In Gates v The City Mutual Life Assurance Society Limited (1986) 160 CLR 1, the statement in issue was of an intention in relation to a future matter. The statement was to the effect “that the total disability benefit under the provisions [the insurer’s agent] was recommending for inclusion in his existing and new policy would be payable to [the appellant] if he suffered an injury or illness which left him physically incapable of carrying on his occupation as a self-employed builder”. Gibbs CJ said (at 5):

“The question whether the statements constituted a collateral contract depends on the intention of the parties … In the present case the statements were not promissory in form –– they purported to be descriptive or explanatory of one of the terms of the formal written contracts into which the parties proposed to enter. I find it impossible to say that either of the parties actually intended that the statements should constitute a term of the contracts between them or … that an objective inference can be drawn that they did so intend. The statements were representations and nothing more.”
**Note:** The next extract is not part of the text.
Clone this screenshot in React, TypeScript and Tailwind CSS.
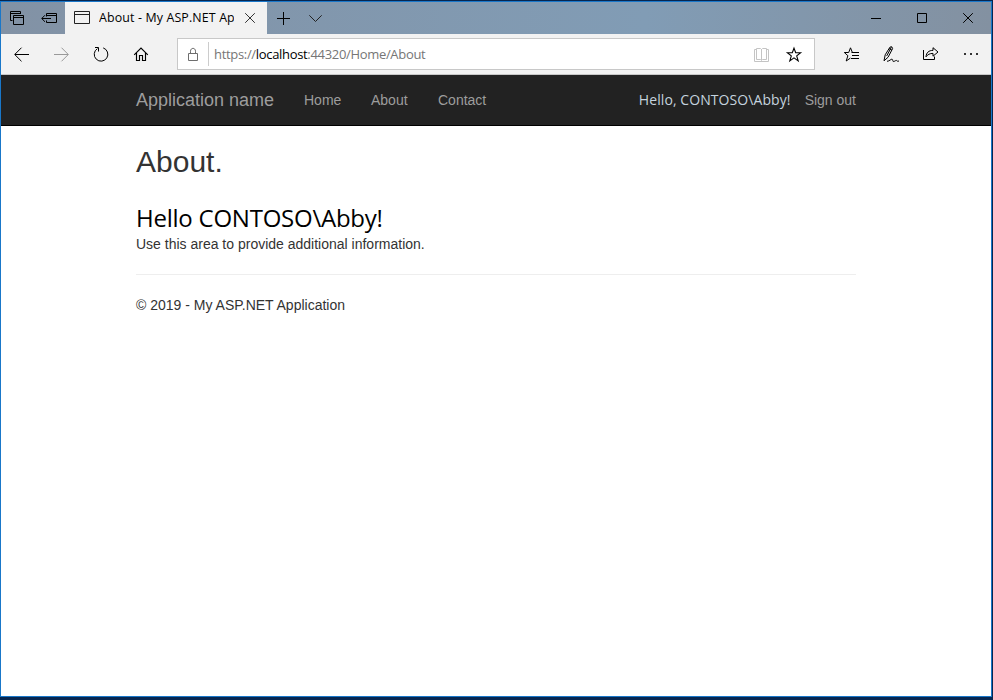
import type { ReactNode } from "react";

type IconProps = {
  box: string;
  className: string;
  label: string;
  children: ReactNode;
};

function Icon({ box, className, label, children }: IconProps) {
  return (
    <svg
      viewBox={box}
      aria-label={label}
      className={"block shrink-0 fill-none stroke-black " + className}
    >
      {children}
    </svg>
  );
}

function TitleBar() {
  return (
    <div className="flex h-8 shrink-0 bg-linear-to-r from-[#8292a5] via-[#819cb5] via-65% to-[#8391a1]">
      <Icon box="1 2 32 32" className="h-8 w-8" label="Tabs set aside">
        <path d="M12.5 20.5H10.5V11.5H20.5V14M10.5 13.5H20.5" />
        <path d="M13.5 15.5H23.5V24.5H13.5zM13.5 17.5H23.5" />
      </Icon>
      <Icon box="33 2 32 32" className="h-8 w-8" label="Set tabs aside">
        <path d="M46.5 16.5V13.5H56.5V22.5H46.5V20.5M46.5 15.5H56.5M42 18.5H51M45 15.2L41.7 18.5L45 21.8" />
      </Icon>
      <div className="flex w-[202px] bg-[#f2f2f2]">
        <Icon box="65 2 34 32" className="h-8 w-[34px]" label="Page">
          <path className="stroke-[#222]" d="M74.5 11.5H89.5V23.5H74.5zM74.5 14.5H89.5" />
        </Icon>
        <div className="w-[135px] overflow-hidden pt-[7px] text-[12.4px] leading-[18px] tracking-[0.14px] whitespace-nowrap">
          About - My ASP.NET Ap
        </div>
        <Icon box="234 2 33 32" className="h-8 w-[33px]" label="Close tab">
          <path className="stroke-[#333]" d="M245.2 13.2L254.8 22.8M254.8 13.2L245.2 22.8" />
        </Icon>
      </div>
      <Icon box="267 2 32 32" className="h-8 w-8" label="New tab">
        <path d="M277 18.5H290M283.5 12V25" />
      </Icon>
      <Icon box="299 2 32 32" className="h-8 w-8" label="Tab previews">
        <path className="stroke-[#222]" d="M309.3 15.3L315.5 21.5L321.7 15.3" />
      </Icon>
      <div className="flex-1" />
      <Icon box="853 2 46 32" className="h-8 w-[46px]" label="Minimize">
        <path d="M871 18.5H881" />
      </Icon>
      <Icon box="899 2 46 32" className="h-8 w-[46px]" label="Maximize">
        <path d="M917.5 13.5H926.5V22.5H917.5z" />
      </Icon>
      <Icon box="945 2 46 32" className="h-8 w-[46px]" label="Close">
        <path d="M963.2 13.2L972.8 22.8M972.8 13.2L963.2 22.8" />
      </Icon>
    </div>
  );
}

function ToolBar() {
  return (
    <div className="flex h-[41px] shrink-0 border-b border-[#c8c8c8] bg-[#f2f2f2]">
      <Icon box="1 34 40 40" className="h-10 w-10" label="Back">
        <path d="M29 54.5H15M21.5 47.7L14.7 54.5L21.5 61.3" />
      </Icon>
      <Icon box="41 34 40 40" className="h-10 w-10" label="Forward">
        <path className="stroke-[#999]" d="M54 54.5H68M61.5 47.7L68.3 54.5L61.5 61.3" />
      </Icon>
      <Icon box="81 34 40 40" className="h-10 w-10" label="Refresh">
        <path d="M103.2 47.9A6.8 6.8 0 1 1 97.4 48.6M95 47.5H98.5V51.5" />
      </Icon>
      <Icon box="121 34 40 40" className="h-10 w-10" label="Home">
        <path
          strokeWidth="1.15"
          d="M134.2 54.8L141 48.1L147.8 54.8M136.5 53V60.5H139.5V55.5H142.5V60.5H145.5V53"
        />
      </Icon>
      <div className="mt-1 ml-4 flex h-8 w-[638px] border border-[#c8c8c8] bg-white">
        <Icon box="178 39 30 30" className="h-[30px] w-[30px]" label="Secure">
          <path className="stroke-[#6e6e6e]" d="M188.5 53.5H197.5V60.5H188.5zM190.5 53V51.2C190.5 47.4 195.5 47.4 195.5 51.2V53" />
        </Icon>
        <div className="mt-[3px] h-6 w-px bg-[#ccc]" />
        <div className="flex-1 pt-[6px] pl-[5px] text-[13px] leading-[18px] tracking-[-0.32px] text-[#767676]">
          https://<span className="text-black">localhost</span>:44320/Home/About
        </div>
        <Icon box="746 39 32 30" className="h-[30px] w-8" label="Reading view">
          <path className="stroke-[#c4c4c4]" d="M756.5 48.5H760.5L761.5 49.5L762.5 48.5H766.5V59.5H762.5L761.5 60.5L760.5 59.5H756.5zM761.5 49V60M756 49.5H754.5V61.5H768.5V49.5H767" />
        </Icon>
        <Icon box="778 39 36 30" className="h-[30px] w-9" label="Add to favorites">
          <path strokeWidth="1.1" d="M794 48.2L795.7 52.8H800.6L796.7 55.9L798.2 60.9L794 57.9L789.8 60.9L791.3 55.9L787.4 52.8H792.3z" />
        </Icon>
      </div>
      <div className="flex-1" />
      <Icon box="831 34 40 40" className="h-10 w-10" label="Hub">
        <path d="M857 52.5H852.4L850.5 47.8L848.7 52.5H844.3L847.9 55.7L846.2 61L850.4 58.1M851.5 52.5H859M852 55.5H859M851 58.5H859" />
      </Icon>
      <Icon box="871 34 40 40" className="h-10 w-10" label="Add notes">
        <path d="M884 60.8L885.2 54.8L890 47.1Q892.2 45.6 892.6 48.6L888.1 57.2L884 60.8M889.1 48.6L891.9 50.1M886.7 55.9L891.3 47.4M887 61.3C889.8 61.2 890.9 58.8 892.1 59.2C893.4 59.8 892.1 61.6 893.7 61.5C895.3 61.2 896.1 59.8 896.8 60.7Q897.5 61.7 899 61" />
      </Icon>
      <Icon box="911 34 40 40" className="h-10 w-10" label="Share">
        <path d="M923.5 50V59.5H934.5V56.5M926 56.8C926.4 52.6 928.7 50.4 933 50.4V47.7L938 52L933 56.2V53.4C929.8 53.4 927.7 54.5 926 56.8z" />
      </Icon>
      <Icon box="951 34 40 40" className="h-10 w-10" label="More">
        <path d="M964 54H966M970 54H972M976 54H978" strokeWidth="2" className="stroke-[#333]" />
      </Icon>
    </div>
  );
}

function NavBar() {
  return (
    <nav className="flex h-[51px] shrink-0 items-start border-b border-black bg-[#222] pr-[135px] pl-[135px] text-[14px] leading-5 text-[#9d9d9d]">
      <span className="mt-[15px] w-[168px] text-[18px]">Application name</span>
      <span className="mt-[15px] w-[67px]">Home</span>
      <span className="mt-[15px] w-[67px]">About</span>
      <span className="mt-[15px]">Contact</span>
      <span className="mt-[15px] ml-auto font-['Open_Sans','Noto_Sans',sans-serif] tracking-[0.08px] text-[#c5d3df]">
        Hello, CONTOSO\Abby!
      </span>
      <span className="mt-[15px] ml-[14px]">Sign out</span>
    </nav>
  );
}

export default function App() {
  return (
    <div className="flex h-[700px] w-[993px] flex-col border-t border-r border-b-[3px] border-[#062650] bg-white font-['Open_Sans','Noto_Sans',sans-serif] text-black">
      <div className="flex flex-1 flex-col border border-[#1977c9]">
        <TitleBar />
        <ToolBar />
        <div className="flex flex-1 flex-col font-['Liberation_Sans',Arial,sans-serif]">
          <NavBar />
          <main className="mx-[135px] text-[14px] leading-5 text-[#333]">
            <h2 className="mt-[19px] text-[30px] leading-[33px]">About.</h2>
            <h3 className="mt-6 font-['Open_Sans','Noto_Sans',sans-serif] text-[24px] leading-8 tracking-[-0.24px] whitespace-nowrap text-black">
              Hello CONTOSO\Abby!
            </h3>
            <p>Use this area to provide additional information.</p>
            <hr className="my-5 border-[#eee]" />
            <p>© 2019 - My ASP.NET Application</p>
          </main>
        </div>
      </div>
    </div>
  );
}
In Emu Brewery Mezzanine Ltd (In Liq) v Australian Securities and Investments Commission [2006] WASCA 105 BUSS JA at [90] said:

In my opinion, the statements in the Information Memorandum relied on by the respondent were not intended, objectively, to have contractual force. Some of the statements are imprecise and lack detail, and others are merely explanatory or descriptive. The absence of precision and detail is more consistent with the statements as a whole being intended, objectively, to be representations. No doubt, the sole or dominant purpose of the statements was to induce potential investors to invest in the promissory note issue. However, even if the investors were induced to invest in reliance on the statements, that circumstance would not, in itself, be sufficient to support a conclusion that the statements were intended, objectively, to be promissory. In my opinion, the statements were not, either individually or collectively, the subject matter of an assurance. They conveyed representations, but did not constitute enforceable promises.